|dispatches on a hopeful Friday night|
It's Friday and I am here and I hope you are here too! I gave my notice at my job this week so next Thursday will be my last day. It is for the best. It makes sense and it is a good thing. If anything, having this part time job reminded me how important my full time art career is to me and how I must never take it for granted or let the precious time slip away from me. I don't want to work in an office. I can work in an office and I can even do well at it but I really don't want to spend my life that way. I am not so good at balance and I wasn't able to work on my art the way I wanted to while I worked in the office. I thought I might be able to and I tried a little at the start but it just wasn't meant to be.
I leave to go to Scotland in 6 weeks and I have a lot I need to do before then and I have a lot of research and things I need to prepare for my trip and there was just no way for me to do that the way I wanted and keep working in the office.
I am an artist. I have dreams and ideas and these things have to be expressed and when they are not it builds up in my heart and soul and creates a very uncomfortable situation. To be an artist is more important than money or success it is a need like breathing and like the beating of my heart. This is serious business and I can't ignore it or pretend it can ever be compartmentalized or made to fit societies rules and regulations.

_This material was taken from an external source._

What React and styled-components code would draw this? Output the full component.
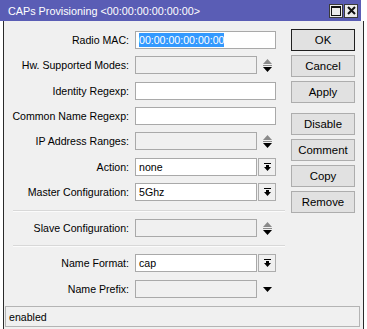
import React from "react";
import styled, { createGlobalStyle } from "styled-components";

const GlobalStyle = createGlobalStyle`
  html, body {
    margin: 0;
    padding: 0;
    background: #ffffff;
  }
  body {
    font-family: "Liberation Sans", Arial, sans-serif;
    font-size: 10.6px;
    color: #000;
  }
`;

const Window = styled.div`
  width: 366px;
  height: 329px;
  display: flex;
  flex-direction: column;
  overflow: hidden;
`;

const TitleBar = styled.div`
  width: 361px;
  height: 21px;
  flex: none;
  background: #5a5db5;
  color: #fff;
  display: flex;
  align-items: center;
  justify-content: space-between;
  padding: 0 3px 0 8px;
  box-sizing: border-box;
  font-size: 10.8px;
`;

const TitleControls = styled.div`
  display: flex;
  gap: 1px;
`;

const TitleButton = styled.div`
  width: 14px;
  height: 14px;
  box-sizing: border-box;
  background: #ececec;
  border: 1px solid #3a3a3a;
  display: flex;
  align-items: center;
  justify-content: center;
`;

const Frame = styled.div`
  flex: 1;
  margin-left: 3px;
  width: 361px;
  box-sizing: border-box;
  border-left: 1px solid #2a2a2a;
  border-right: 1px solid #2a2a2a;
  background: #f0f0f0;
  display: flex;
  flex-direction: column;
`;

const Content = styled.div`
  display: flex;
  padding-top: 9px;
  height: 285px;
  box-sizing: border-box;
`;

const Form = styled.div`
  display: flex;
  flex-direction: column;
  width: 286px;
`;

const Row = styled.div`
  display: flex;
  align-items: center;
  height: 18px;
  margin-top: ${(p) => p.$top ?? 7}px;
`;

const Label = styled.div`
  width: 125px;
  margin-right: 6px;
  text-align: right;
  white-space: nowrap;
`;

const Box = styled.div`
  width: ${(p) => p.$w}px;
  height: 18px;
  box-sizing: border-box;
  border: 1px solid #a9a9a9;
  background: ${(p) => (p.$disabled ? "#f0f0f0" : "#ffffff")};
  padding-left: 3px;
  display: flex;
  align-items: center;
  white-space: nowrap;
`;

const Selected = styled.span`
  background: #3399ff;
  color: #fff;
  line-height: 14px;
`;

const ComboButton = styled.div`
  width: 18px;
  height: 18px;
  margin-left: 1px;
  box-sizing: border-box;
  border: 1px solid #adadad;
  background: #f0f0f0;
  display: flex;
  align-items: center;
  justify-content: center;
`;

const ArrowSlot = styled.div`
  width: 19px;
  height: 18px;
  display: flex;
  align-items: center;
  justify-content: center;
  padding-left: 2px;
  box-sizing: border-box;
`;

const Separator = styled.div`
  margin: ${(p) => p.$mt}px 0 0 9px;
  width: 272px;
  border-top: 1px solid #d8d8d8;
  border-bottom: 1px solid #fbfbfb;
`;

const Buttons = styled.div`
  display: flex;
  flex-direction: column;
  margin-left: 1px;
  margin-top: -1px;
`;

const Button = styled.div`
  width: 64px;
  height: 22px;
  box-sizing: border-box;
  margin-top: ${(p) => p.$top ?? 4}px;
  border: 1px solid ${(p) => (p.$default ? "#202020" : "#adadad")};
  background: #e1e1e1;
  display: flex;
  align-items: center;
  justify-content: center;
  font-size: 11.4px;
`;

const StatusBar = styled.div`
  margin: 0 3px 0 1px;
  height: 21px;
  box-sizing: border-box;
  border: 1px solid #b4b4b4;
  padding-left: 3px;
  display: flex;
  align-items: center;
`;

const Spinner = () => (
  <svg width="9" height="13" viewBox="0 0 9 13">
    <path d="M4.5 0 L9 5 L0 5 Z" fill="#8a8a8a" />
    <rect x="0" y="6" width="9" height="1" fill="#8a8a8a" />
    <path d="M0 8 L9 8 L4.5 13 Z" fill="#000" />
  </svg>
);

const DropArrow = () => (
  <svg width="9" height="5" viewBox="0 0 9 5">
    <path d="M0 0 L9 0 L4.5 5 Z" fill="#000" />
  </svg>
);

const ComboIcon = () => (
  <svg width="7" height="8" viewBox="0 0 7 8">
    <rect x="0" y="0" width="7" height="1" fill="#000" />
    <rect x="2" y="2" width="3" height="2" fill="#000" />
    <path d="M0 4 L7 4 L3.5 8 Z" fill="#000" />
  </svg>
);

const MaxIcon = () => (
  <svg width="10" height="10" viewBox="0 0 10 10">
    <rect x="0.5" y="0.5" width="9" height="9" fill="none" stroke="#111" />
    <rect x="0" y="0" width="10" height="2" fill="#111" />
  </svg>
);

const CloseIcon = () => (
  <svg width="9" height="9" viewBox="0 0 9 9">
    <path d="M1 1 L8 8 M8 1 L1 8" stroke="#111" strokeWidth="2" />
  </svg>
);

const Field = ({ label, kind, value, top }) => {
  if (kind === "text") {
    return (
      <Row $top={top}>
        <Label>{label}</Label>
        <Box $w={141}>{value}</Box>
      </Row>
    );
  }
  if (kind === "combo") {
    return (
      <Row $top={top}>
        <Label>{label}</Label>
        <Box $w={122}>{value}</Box>
        <ComboButton>
          <ComboIcon />
        </ComboButton>
      </Row>
    );
  }
  return (
    <Row $top={top}>
      <Label>{label}</Label>
      <Box $w={122} $disabled />
      <ArrowSlot>{kind === "spin" ? <Spinner /> : <DropArrow />}</ArrowSlot>
    </Row>
  );
};

export default function App() {
  return (
    <>
      <GlobalStyle />
      <Window>
        <TitleBar>
          <span>CAPs Provisioning &lt;00:00:00:00:00:00&gt;</span>
          <TitleControls>
            <TitleButton>
              <MaxIcon />
            </TitleButton>
            <TitleButton>
              <CloseIcon />
            </TitleButton>
          </TitleControls>
        </TitleBar>
        <Frame>
          <Content>
            <Form>
              <Row $top={1}>
                <Label>Radio MAC:</Label>
                <Box $w={141}>
                  <Selected>00:00:00:00:00:00</Selected>
                </Box>
              </Row>
              <Field label="Hw. Supported Modes:" kind="spin" />
              <Field label="Identity Regexp:" kind="text" value="" top={8} />
              <Field label="Common Name Regexp:" kind="text" value="" />
              <Field label="IP Address Ranges:" kind="spin" />
              <Field label="Action:" kind="combo" value="none" top={8} />
              <Field label="Master Configuration:" kind="combo" value="5Ghz" />
              <Separator $mt={9} />
              <Field label="Slave Configuration:" kind="spin" top={7} />
              <Separator $mt={8} />
              <Field label="Name Format:" kind="combo" value="cap" top={7} />
              <Field label="Name Prefix:" kind="drop" top={8} />
            </Form>
            <Buttons>
              <Button $default $top={0}>OK</Button>
              <Button>Cancel</Button>
              <Button>Apply</Button>
              <Button $top={10}>Disable</Button>
              <Button>Comment</Button>
              <Button>Copy</Button>
              <Button>Remove</Button>
            </Buttons>
          </Content>
          <StatusBar>enabled</StatusBar>
        </Frame>
      </Window>
    </>
  );
}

So, that is that and I feel a sense of relief. Now, I just need to start expressing what I want to create. I have stories and ideas in my mind but I can't quite put them into words yet. I think there might be a small series of works in me... a prototype of memory series perhaps... and I need to finish that body of work I started in October... so much to do. Mostly I want to dream and write and think about the exciting things that are all around us and explore how I fit in to it all and how my work does as well.